I think the Yoga Sutras says it best when it says that the yogi’s actions are neither white nor black, they are colorless. A yogi isn’t trying to do good or bad in the world, he’s just acting spontaneously from a place of deep silence and purity. So I think the best way for a striving yogi to act in accordance with his dharma, his natural tendency, and keep purifying his actions there. If your natural thrust is to be in business or law, you shouldn’t quit to become a yoga teacher. You should act with as much selflessness and purity as you can in your field. That’s yoga. I think too many times in the West people wear the monk’s robes before they’re ready to become monks.

 As they say, in yoga, life’s journey is like the flight of an eagle. First, you flap your wings high, as high as you can flap them, growing with experiences in the world. Then, you gracefully bring the wings down, go within and complete your journey. If you’re still in the growth stage and experiencing more in the world, there’s no shame in it. You shouldn’t wear the monk’s robes too early.

Last year, the United Nations declared June 21 as the International Day of Yoga. While yoga and meditation are getting more popular in the West, there are pockets of America that are offended by these concepts. An elementary school in an Atlanta suburb was forced to alter its yoga program recently after complaints from some parents who felt it was promoting far-eastern religious beliefs. How would you respond to such criticism?

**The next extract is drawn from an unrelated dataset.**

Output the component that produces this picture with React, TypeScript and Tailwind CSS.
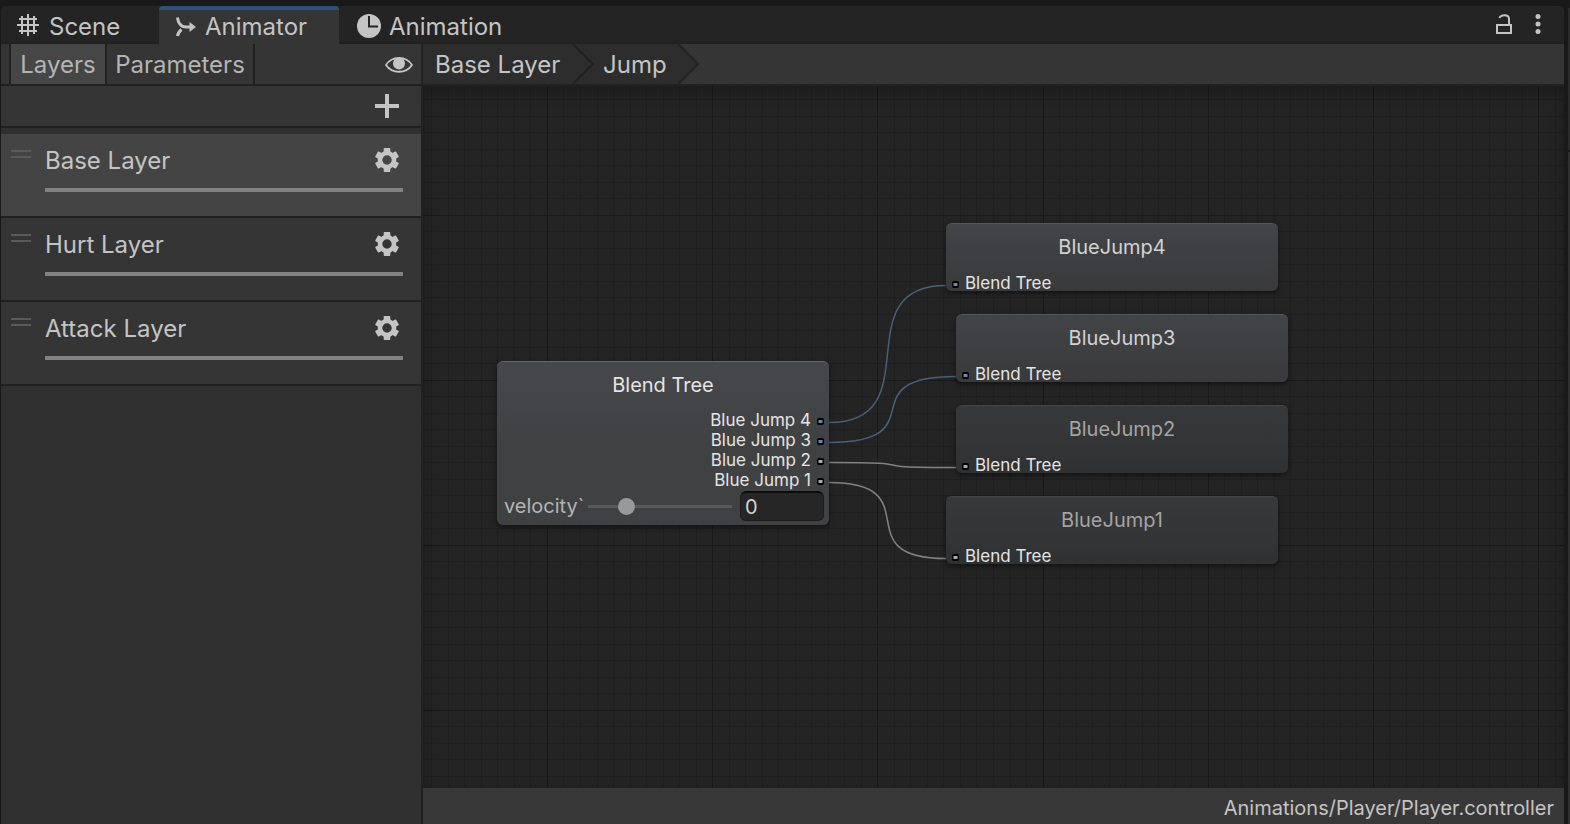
import React from "react";

type Tone = "blue" | "gray";

const wires: { d: string; tone: Tone }[] = [
  { d: "M406 336.5C509 336.5 420 199.5 523 199.5", tone: "blue" },
  { d: "M406 356.5C516 356.5 423 290.5 533 290.5", tone: "blue" },
  { d: "M406 376.5C516 376.5 423 381.5 533 381.5", tone: "gray" },
  { d: "M406 396.5C509 396.5 420 472.5 523 472.5", tone: "gray" },
];

const steps = Array.from({ length: 100 }, (_, i) => ({
  x: Math.floor(i * 16.52 + 0.45),
  y: Math.floor(i * 16.5),
  major: i % 10 === 0,
}));

function SceneIcon() {
  return (
    <svg className="mb-[2px] size-[22px]" viewBox="0 0 22 22" fill="none" stroke="#c4c4c4" strokeWidth="2" aria-hidden="true">
      <path d="M5 2V20M11 0V22M17 2V20M2 5H20M0 11H22M2 17H20" />
    </svg>
  );
}

function AnimatorIcon() {
  return (
    <svg className="h-5 w-[22px]" viewBox="0 0 22 20" fill="none" aria-hidden="true">
      <path d="M2.5 0.5C3 6 6 10 11 10H16" stroke="#c4c4c4" strokeWidth="3" />
      <path d="M2.5 19C3 16 4 14.500 6.500 12.5" stroke="#c4c4c4" strokeWidth="3" />
      <path d="M14.500 5L21 10L14.500 15Z" fill="#c4c4c4" />
    </svg>
  );
}

function ClockIcon() {
  return (
    <svg className="size-6" viewBox="0 0 24 24" aria-hidden="true">
      <circle cx="12" cy="12" r="12" fill="#c4c4c4" />
      <path d="M12 2V12.5H21" fill="none" stroke="#242424" strokeWidth="2" />
    </svg>
  );
}

function EyeIcon() {
  return (
    <svg className="h-[18px] w-7" viewBox="0 0 28 18" aria-hidden="true">
      <path d="M1 9C7 -0.5 21 -0.5 27 9C21 18 7 18 1 9Z" fill="none" stroke="#c4c4c4" strokeWidth="1.8" />
      <circle cx="14" cy="7.5" r="6" fill="#c4c4c4" />
    </svg>
  );
}

function LockIcon() {
  return (
    <svg className="h-5 w-4" viewBox="0 0 16 20" fill="none" stroke="#c4c4c4" strokeWidth="2" aria-hidden="true">
      <rect x="1" y="11" width="14" height="8" />
      <path d="M3.5 4C4.5 0.5 13 -0.5 13 5V11" />
    </svg>
  );
}

function GearIcon() {
  return (
    <svg className="size-6" viewBox="0 0 24 24" fill="#c4c4c4" aria-hidden="true">
      <circle cx="12" cy="12" r="7" fill="none" stroke="#c4c4c4" strokeWidth="4.6" />
      {[0, 60, 120, 180, 240, 300].map((a) => (
        <rect key={a} x="8.7" y="0" width="6.6" height="6" rx="0.8" transform={`rotate(${a} 12 12)`} />
      ))}
    </svg>
  );
}

function Port({ tone }: { tone: Tone }) {
  return (
    <svg className="mt-[2px] size-[7px] shrink-0" viewBox="0 0 7 7" aria-hidden="true">
      <rect width="7" height="7" rx="2" fill="#000" />
      <rect x="1.500" y="2" width="4" height="3" fill={tone === "blue" ? "#6c87b3" : "#aaaaaa"} />
    </svg>
  );
}

function LayerRow({ name, selected = false }: { name: string; selected?: boolean }) {
  return (
    <li className={`flex h-[84px] border-b-2 border-[#212121] pl-[10px] pr-[18px] ${selected ? "bg-[#444444]" : "bg-[#353535]"}`}>
      <span className="mt-4 h-2 w-5 shrink-0 border-y-2 border-[#5a5a5a]" />
      <div className="ml-[14px] flex grow flex-col">
        <div className="flex h-[54px] items-center justify-between pr-1">
          <span>{name}</span>
          <button type="button" className="pb-[2px]" aria-label={`${name} settings`}>
            <GearIcon />
          </button>
        </div>
        <div className="h-1 bg-[#828282]" />
      </div>
    </li>
  );
}

function MotionNode({ name, place, tone }: { name: string; place: string; tone: Tone }) {
  const colors =
    tone === "blue"
      ? "border-[#56575a] from-[#424447] to-[#3a3a3c] text-[#d2d2d2]"
      : "border-[#454648] from-[#38393b] to-[#303133] text-[#a4a4a4]";
  return (
    <div
      className={`absolute flex h-[68px] w-[332px] flex-col justify-between rounded-md border-t bg-linear-to-b shadow-[0_2px_5px_rgba(0,0,0,0.5)] ${colors} ${place}`}
    >
      <div className="pt-2 text-center text-[20px] leading-[30px]">{name}</div>
      <div className="flex items-center gap-[6px] pl-[6px] text-[17px] leading-4 text-[#e4e4e4]">
        <Port tone={tone} />
        Blend Tree
      </div>
    </div>
  );
}

function BlendTreeNode() {
  const outputs: { name: string; tone: Tone }[] = [
    { name: "Blue Jump 4", tone: "blue" },
    { name: "Blue Jump 3", tone: "blue" },
    { name: "Blue Jump 2", tone: "gray" },
    { name: "Blue Jump 1", tone: "gray" },
  ];
  return (
    <div className="absolute left-[74px] top-[275px] h-[164px] w-[332px] rounded-md border-t border-[#66676a] bg-linear-to-b from-[#47484b] via-[#3f4143] to-[#414144] shadow-[0_2px_5px_rgba(0,0,0,0.5)]">
      <div className="pt-2 text-center text-[20px] leading-[30px] text-[#e4e4e4]">Blend Tree</div>
      <ul className="mt-[10px] text-[17px] leading-5 text-[#e4e4e4]">
        {outputs.map((o) => (
          <li key={o.name} className="flex items-center justify-end gap-[6px] pr-[5px]">
            {o.name}
            <Port tone={o.tone} />
          </li>
        ))}
      </ul>
      <div className="flex h-8 items-center pl-[7px] pr-[5px] text-[20px] text-[#b4b4b4]">
        <label htmlFor="velocity" className="w-[82px] shrink-0 whitespace-nowrap">
          velocity`
        </label>
        <input
          id="velocity"
          type="range"
          min="0"
          max="100"
          defaultValue="24"
          className="ml-[2px] h-[18px] w-36 shrink-0 appearance-none bg-transparent [&::-webkit-slider-runnable-track]:h-[3px] [&::-webkit-slider-runnable-track]:bg-[#5a5a5a] [&::-webkit-slider-thumb]:-mt-[7px] [&::-webkit-slider-thumb]:size-[17px] [&::-webkit-slider-thumb]:appearance-none [&::-webkit-slider-thumb]:rounded-full [&::-webkit-slider-thumb]:bg-[#999999]"
        />
        <input
          type="text"
          aria-label="velocity value"
          defaultValue="0"
          className="ml-2 h-[30px] w-0 grow rounded-md border border-t-2 border-[#1c1c1c] border-t-[#0d0d0d] bg-[#262626] px-1 text-[#d2d2d2]"
        />
      </div>
    </div>
  );
}

function GraphCanvas() {
  return (
    <section className="relative grow overflow-hidden bg-[#242424]" aria-label="Blend tree graph">
      <svg className="absolute inset-0 size-full" aria-hidden="true">
        <defs>
          <pattern id="grid" x="124" y="129" width="1652" height="1650" patternUnits="userSpaceOnUse">
            {steps
              .slice()
              .sort((a, b) => Number(a.major) - Number(b.major))
              .map((s) => (
                <g key={s.x} fill={s.major ? "#191919" : "#1f1f1f"}>
                  <rect x={s.x} y="0" width="1" height="1650" />
                  <rect x="0" y={s.y} width="1652" height="1" />
                </g>
              ))}
          </pattern>
        </defs>
        <rect width="100%" height="100%" fill="url(#grid)" />
        {wires.map((w) => (
          <path key={w.d} d={w.d} fill="none" stroke={w.tone === "blue" ? "#48607f" : "#828282"} strokeWidth="1.5" />
        ))}
      </svg>
      <div className="absolute inset-0 shadow-[inset_0_6px_16px_rgba(0,0,0,0.25)]" />
      <BlendTreeNode />
      <MotionNode name="BlueJump4" tone="blue" place="left-[523px] top-[137px]" />
      <MotionNode name="BlueJump3" tone="blue" place="left-[533px] top-[228px]" />
      <MotionNode name="BlueJump2" tone="gray" place="left-[533px] top-[319px]" />
      <MotionNode name="BlueJump1" tone="gray" place="left-[523px] top-[410px]" />
    </section>
  );
}

export default function App() {
  return (
    <div className="flex h-screen bg-[#191919] pl-px pt-[6px] font-['Inter',sans-serif] text-[24px] leading-none text-[#c4c4c4]">
      <div className="flex min-w-0 grow flex-col overflow-hidden rounded-t-md bg-[#353535]">
        <header className="flex h-[38px] shrink-0 bg-[#242424]">
          <div className="flex grow" role="tablist">
            <button type="button" role="tab" className="flex w-[158px] items-center gap-[10px] border-b-2 border-[#212121] pl-4 pt-1">
              <SceneIcon />
              <span className="pt-[2px]">Scene</span>
            </button>
            <button type="button" role="tab" aria-selected="true" className="flex w-[180px] items-center gap-2 rounded-t border-t-4 border-[#2c527c] bg-[#353535] pl-4">
              <AnimatorIcon />
              <span>Animator</span>
            </button>
            <button type="button" role="tab" className="flex grow items-center gap-2 border-b-2 border-[#212121] pl-[18px] pt-1">
              <ClockIcon />
              <span className="pt-[2px]">Animation</span>
            </button>
          </div>
          <div className="flex items-center gap-[23px] border-b-2 border-[#212121] pr-[23px]">
            <button type="button" aria-label="Lock">
              <LockIcon />
            </button>
            <button type="button" aria-label="More options">
              <svg className="h-5 w-[6px]" viewBox="0 0 6 20" fill="#c4c4c4" aria-hidden="true">
                <circle cx="3" cy="2.500" r="2.500" />
                <circle cx="3" cy="10" r="2.500" />
                <circle cx="3" cy="17.500" r="2.500" />
              </svg>
            </button>
          </div>
        </header>
        <div className="flex min-h-0 grow">
          <aside className="flex w-[422px] shrink-0 flex-col border-r-2 border-[#212121] bg-[#303030]">
            <div className="flex h-[42px] shrink-0 border-b-2 border-[#212121] bg-[#353535] pl-2">
              <button type="button" className="w-[98px] border-x-2 border-[#212121] bg-[#464646] pt-[2px] text-[#b4b4b4]">
                Layers
              </button>
              <button type="button" className="w-[148px] border-r-2 border-[#212121] pt-[2px] text-[#b4b4b4]">
                Parameters
              </button>
              <button type="button" aria-label="Toggle panel" className="ml-auto pr-2 pt-[2px]">
                <EyeIcon />
              </button>
            </div>
            <div className="flex h-[42px] shrink-0 items-center justify-end border-b-2 border-[#212121] bg-[#353535] pr-[22px]">
              <button type="button" aria-label="Add layer">
                <svg className="size-6" viewBox="0 0 24 24" aria-hidden="true">
                  <path d="M12 0V24M0 12H24" stroke="#c4c4c4" strokeWidth="4" />
                </svg>
              </button>
            </div>
            <ul className="pt-[6px]">
              <LayerRow name="Base Layer" selected />
              <LayerRow name="Hurt Layer" />
              <LayerRow name="Attack Layer" />
            </ul>
          </aside>
          <main className="flex min-w-0 grow flex-col">
            <nav className="flex h-[42px] shrink-0 border-b-2 border-[#212121]" aria-label="Breadcrumb">
              <a href="#base-layer" className="flex w-[150px] items-center bg-[#2d2d2d] pl-3 pt-[2px]">
                Base Layer
              </a>
              <svg className="h-10 w-[21px] bg-[#2d2d2d]" viewBox="0 0 21 40" aria-hidden="true">
                <path d="M0 0L20 20L0 40" fill="none" stroke="#212121" strokeWidth="2" />
              </svg>
              <a href="#jump" className="flex w-[84px] items-center bg-[#2d2d2d] pl-[9px] pt-[2px]">
                Jump
              </a>
              <svg className="h-10 w-[21px]" viewBox="0 0 21 40" aria-hidden="true">
                <path d="M0 0L20 20L0 40" fill="#2d2d2d" stroke="#212121" strokeWidth="2" />
              </svg>
            </nav>
            <GraphCanvas />
            <footer className="flex h-9 shrink-0 items-center justify-end bg-[#383838] pr-[10px] pt-1 text-[20px]">
              Animations/Player/Player.controller
            </footer>
          </main>
        </div>
      </div>
      <div className="ml-1 mt-[2px] flex w-[2px] shrink-0 flex-col bg-[#303030]">
        <div className="h-36 border-b-2 border-[#191919] bg-[#2b2b2b]" />
      </div>
    </div>
  );
}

Yoga, as defined in the Yoga Sutras of Patanjali, the original text of yoga, is chitta vritti nirodah, the silencing of the restless thought waves of the mind. The integrated set of practices from the Hatha Yoga, the physical practice, to meditation as a mental practice is meant to accomplish that goal. Anything beyond that is not essential to studying the practice and as a parent of two kids myself, channeling the restless energy of a mind into a space of productive silence seems very desirable indeed, no matter your religious beliefs!